__WHAT THIS TASK INVOLVES__. Write out the opening lines of the data word for word, up to and including the line with "we need non-linearities?</text>", and leave every picture and every later line out.

__MATERIAL PROVIDED__.
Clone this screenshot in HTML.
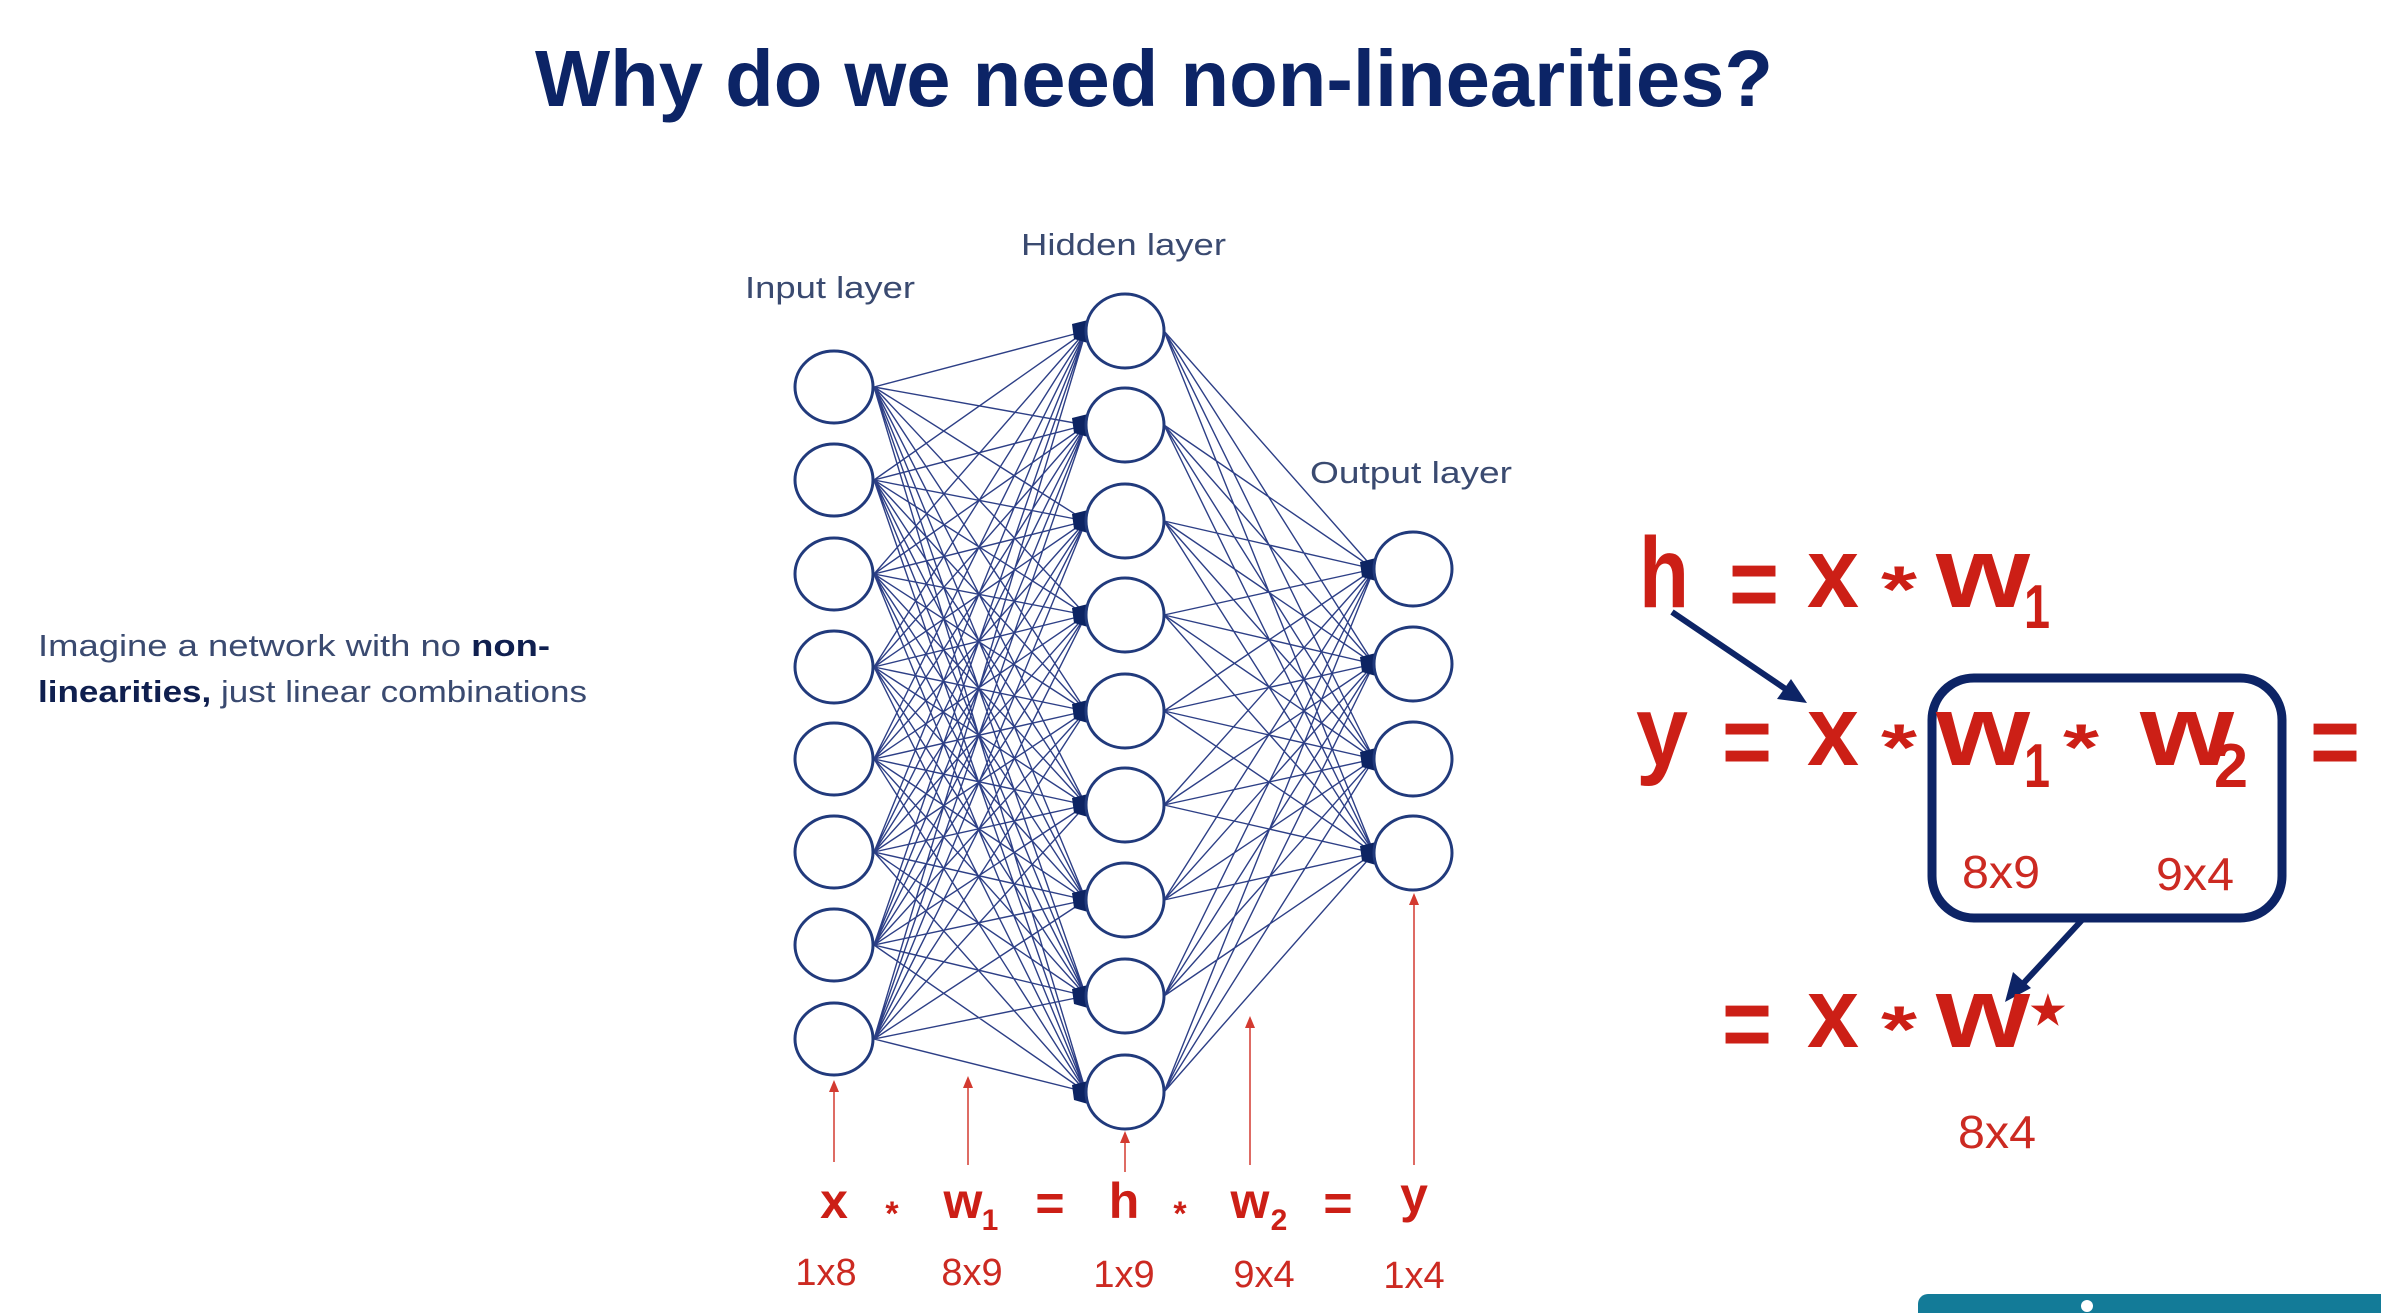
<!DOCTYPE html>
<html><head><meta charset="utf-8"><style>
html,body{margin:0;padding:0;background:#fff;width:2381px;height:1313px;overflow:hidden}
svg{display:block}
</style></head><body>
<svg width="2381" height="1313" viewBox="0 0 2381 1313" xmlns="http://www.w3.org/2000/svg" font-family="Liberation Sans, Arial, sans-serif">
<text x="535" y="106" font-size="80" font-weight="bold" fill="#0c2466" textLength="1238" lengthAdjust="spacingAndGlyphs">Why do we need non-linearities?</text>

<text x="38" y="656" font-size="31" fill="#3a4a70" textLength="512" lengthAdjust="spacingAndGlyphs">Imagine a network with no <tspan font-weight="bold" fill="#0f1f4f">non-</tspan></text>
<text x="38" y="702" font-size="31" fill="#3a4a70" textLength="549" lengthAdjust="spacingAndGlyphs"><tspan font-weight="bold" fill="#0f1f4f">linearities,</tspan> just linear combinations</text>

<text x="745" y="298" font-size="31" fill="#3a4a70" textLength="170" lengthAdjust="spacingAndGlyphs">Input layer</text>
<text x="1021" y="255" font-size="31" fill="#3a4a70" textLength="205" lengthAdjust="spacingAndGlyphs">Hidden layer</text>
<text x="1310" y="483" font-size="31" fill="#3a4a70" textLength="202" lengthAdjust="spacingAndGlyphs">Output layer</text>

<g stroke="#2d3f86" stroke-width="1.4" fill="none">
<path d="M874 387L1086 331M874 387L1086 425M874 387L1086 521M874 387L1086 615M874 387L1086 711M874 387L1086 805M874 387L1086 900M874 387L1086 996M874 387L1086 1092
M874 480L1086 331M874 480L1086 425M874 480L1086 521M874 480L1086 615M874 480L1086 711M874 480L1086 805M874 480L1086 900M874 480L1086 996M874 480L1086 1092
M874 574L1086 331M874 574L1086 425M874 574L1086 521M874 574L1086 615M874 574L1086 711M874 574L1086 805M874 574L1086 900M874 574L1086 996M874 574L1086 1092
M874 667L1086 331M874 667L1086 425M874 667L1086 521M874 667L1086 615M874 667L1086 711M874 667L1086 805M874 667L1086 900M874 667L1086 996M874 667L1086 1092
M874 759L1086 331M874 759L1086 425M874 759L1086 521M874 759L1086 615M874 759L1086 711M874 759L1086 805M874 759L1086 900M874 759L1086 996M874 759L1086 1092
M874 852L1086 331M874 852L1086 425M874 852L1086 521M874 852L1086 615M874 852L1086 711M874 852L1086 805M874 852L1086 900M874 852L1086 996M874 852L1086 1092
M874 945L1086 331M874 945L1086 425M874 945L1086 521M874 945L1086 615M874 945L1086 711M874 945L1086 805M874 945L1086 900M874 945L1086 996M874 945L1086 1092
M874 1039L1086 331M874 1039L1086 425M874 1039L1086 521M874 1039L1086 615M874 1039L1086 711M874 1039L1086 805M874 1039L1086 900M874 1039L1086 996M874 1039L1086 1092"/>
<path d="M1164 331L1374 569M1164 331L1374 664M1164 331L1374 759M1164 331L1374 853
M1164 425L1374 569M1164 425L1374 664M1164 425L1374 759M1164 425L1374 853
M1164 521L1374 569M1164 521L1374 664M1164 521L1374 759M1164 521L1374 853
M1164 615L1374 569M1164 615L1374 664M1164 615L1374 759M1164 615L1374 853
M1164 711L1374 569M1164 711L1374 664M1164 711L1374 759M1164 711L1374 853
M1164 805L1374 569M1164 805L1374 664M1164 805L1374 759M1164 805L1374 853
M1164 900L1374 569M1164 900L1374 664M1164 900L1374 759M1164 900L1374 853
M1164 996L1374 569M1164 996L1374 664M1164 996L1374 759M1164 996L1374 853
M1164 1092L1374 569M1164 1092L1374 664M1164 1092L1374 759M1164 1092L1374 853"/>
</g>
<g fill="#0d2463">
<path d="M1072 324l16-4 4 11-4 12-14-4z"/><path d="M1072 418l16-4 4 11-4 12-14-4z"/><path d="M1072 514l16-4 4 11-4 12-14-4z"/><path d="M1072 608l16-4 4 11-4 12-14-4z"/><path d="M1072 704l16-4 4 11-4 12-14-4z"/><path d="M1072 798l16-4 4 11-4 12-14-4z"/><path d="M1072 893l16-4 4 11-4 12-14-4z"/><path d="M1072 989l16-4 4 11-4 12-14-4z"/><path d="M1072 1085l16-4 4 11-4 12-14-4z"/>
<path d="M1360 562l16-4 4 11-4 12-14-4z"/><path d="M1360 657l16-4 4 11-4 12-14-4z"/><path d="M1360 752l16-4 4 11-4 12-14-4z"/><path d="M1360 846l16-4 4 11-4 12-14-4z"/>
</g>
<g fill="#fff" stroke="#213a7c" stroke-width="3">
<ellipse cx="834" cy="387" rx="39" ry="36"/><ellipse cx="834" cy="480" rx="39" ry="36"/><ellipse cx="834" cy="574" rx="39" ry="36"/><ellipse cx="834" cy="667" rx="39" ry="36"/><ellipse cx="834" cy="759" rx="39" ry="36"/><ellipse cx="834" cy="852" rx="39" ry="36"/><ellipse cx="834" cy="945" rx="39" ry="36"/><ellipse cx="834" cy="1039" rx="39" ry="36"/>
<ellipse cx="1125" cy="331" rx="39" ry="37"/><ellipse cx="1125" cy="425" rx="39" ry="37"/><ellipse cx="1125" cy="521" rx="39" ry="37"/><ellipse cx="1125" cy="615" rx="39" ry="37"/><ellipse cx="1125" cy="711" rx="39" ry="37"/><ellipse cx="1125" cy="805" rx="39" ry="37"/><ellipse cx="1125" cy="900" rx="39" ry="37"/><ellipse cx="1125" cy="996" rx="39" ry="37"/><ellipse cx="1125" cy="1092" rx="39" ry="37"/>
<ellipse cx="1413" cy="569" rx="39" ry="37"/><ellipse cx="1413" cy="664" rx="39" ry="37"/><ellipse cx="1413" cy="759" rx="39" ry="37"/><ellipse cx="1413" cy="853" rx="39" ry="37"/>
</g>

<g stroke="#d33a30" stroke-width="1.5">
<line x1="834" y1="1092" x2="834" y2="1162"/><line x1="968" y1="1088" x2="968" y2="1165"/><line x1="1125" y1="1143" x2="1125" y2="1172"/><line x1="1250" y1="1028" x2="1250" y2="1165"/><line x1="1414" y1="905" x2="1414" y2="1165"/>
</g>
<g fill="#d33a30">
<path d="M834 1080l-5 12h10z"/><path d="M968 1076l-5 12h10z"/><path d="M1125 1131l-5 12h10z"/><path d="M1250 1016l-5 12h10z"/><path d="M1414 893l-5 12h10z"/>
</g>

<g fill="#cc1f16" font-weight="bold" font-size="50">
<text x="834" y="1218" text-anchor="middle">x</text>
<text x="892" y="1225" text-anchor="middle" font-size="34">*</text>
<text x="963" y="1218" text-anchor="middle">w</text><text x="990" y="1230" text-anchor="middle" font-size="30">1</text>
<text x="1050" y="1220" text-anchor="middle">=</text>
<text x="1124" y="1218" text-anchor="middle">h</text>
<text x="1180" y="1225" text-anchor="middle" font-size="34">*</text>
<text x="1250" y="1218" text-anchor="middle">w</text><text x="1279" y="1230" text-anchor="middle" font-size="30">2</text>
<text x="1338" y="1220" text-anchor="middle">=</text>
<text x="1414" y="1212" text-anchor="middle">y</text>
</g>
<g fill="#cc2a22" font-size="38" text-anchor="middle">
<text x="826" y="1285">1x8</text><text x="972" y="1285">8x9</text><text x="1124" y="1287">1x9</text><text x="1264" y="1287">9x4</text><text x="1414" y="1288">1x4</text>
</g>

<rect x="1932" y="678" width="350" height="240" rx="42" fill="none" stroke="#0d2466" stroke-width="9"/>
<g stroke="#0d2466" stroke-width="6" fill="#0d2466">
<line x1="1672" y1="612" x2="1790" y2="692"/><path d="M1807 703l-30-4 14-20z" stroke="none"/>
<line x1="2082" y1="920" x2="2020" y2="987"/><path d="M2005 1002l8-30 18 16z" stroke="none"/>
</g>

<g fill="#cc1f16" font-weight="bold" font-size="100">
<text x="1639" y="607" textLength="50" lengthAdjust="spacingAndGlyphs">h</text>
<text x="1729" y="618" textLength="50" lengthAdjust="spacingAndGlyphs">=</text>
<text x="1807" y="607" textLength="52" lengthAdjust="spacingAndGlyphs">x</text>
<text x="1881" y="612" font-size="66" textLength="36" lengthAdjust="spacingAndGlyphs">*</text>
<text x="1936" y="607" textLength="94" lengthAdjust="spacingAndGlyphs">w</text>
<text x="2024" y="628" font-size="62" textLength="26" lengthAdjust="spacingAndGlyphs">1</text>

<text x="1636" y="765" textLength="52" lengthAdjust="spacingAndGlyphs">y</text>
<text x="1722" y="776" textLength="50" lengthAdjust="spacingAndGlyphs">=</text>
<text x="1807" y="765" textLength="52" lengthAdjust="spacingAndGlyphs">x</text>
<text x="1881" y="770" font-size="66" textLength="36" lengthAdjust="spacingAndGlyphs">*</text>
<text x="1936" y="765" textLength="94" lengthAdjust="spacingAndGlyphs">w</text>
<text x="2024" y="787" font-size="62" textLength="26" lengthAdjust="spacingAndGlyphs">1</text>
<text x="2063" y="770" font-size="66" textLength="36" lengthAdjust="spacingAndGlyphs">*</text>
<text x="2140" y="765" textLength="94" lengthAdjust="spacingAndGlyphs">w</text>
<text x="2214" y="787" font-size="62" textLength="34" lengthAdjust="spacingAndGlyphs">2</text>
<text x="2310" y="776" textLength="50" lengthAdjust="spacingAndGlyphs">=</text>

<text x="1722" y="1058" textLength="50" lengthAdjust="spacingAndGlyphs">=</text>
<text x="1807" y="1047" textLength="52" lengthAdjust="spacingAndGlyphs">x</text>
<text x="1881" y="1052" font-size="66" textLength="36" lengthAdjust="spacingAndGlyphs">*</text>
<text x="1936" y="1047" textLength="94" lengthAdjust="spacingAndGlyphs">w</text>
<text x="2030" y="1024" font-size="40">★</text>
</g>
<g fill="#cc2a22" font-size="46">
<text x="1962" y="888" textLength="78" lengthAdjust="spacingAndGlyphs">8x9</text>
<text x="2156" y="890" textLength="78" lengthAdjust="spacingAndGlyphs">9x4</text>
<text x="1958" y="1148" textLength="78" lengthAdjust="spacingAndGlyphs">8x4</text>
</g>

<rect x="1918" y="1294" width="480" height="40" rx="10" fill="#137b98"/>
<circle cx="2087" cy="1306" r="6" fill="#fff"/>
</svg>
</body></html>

__FULL ANSWER__.
Clone this screenshot in HTML.
<!DOCTYPE html>
<html><head><meta charset="utf-8"><style>
html,body{margin:0;padding:0;background:#fff;width:2381px;height:1313px;overflow:hidden}
svg{display:block}
</style></head><body>
<svg width="2381" height="1313" viewBox="0 0 2381 1313" xmlns="http://www.w3.org/2000/svg" font-family="Liberation Sans, Arial, sans-serif">
<text x="535" y="106" font-size="80" font-weight="bold" fill="#0c2466" textLength="1238" lengthAdjust="spacingAndGlyphs">Why do we need non-linearities?</text>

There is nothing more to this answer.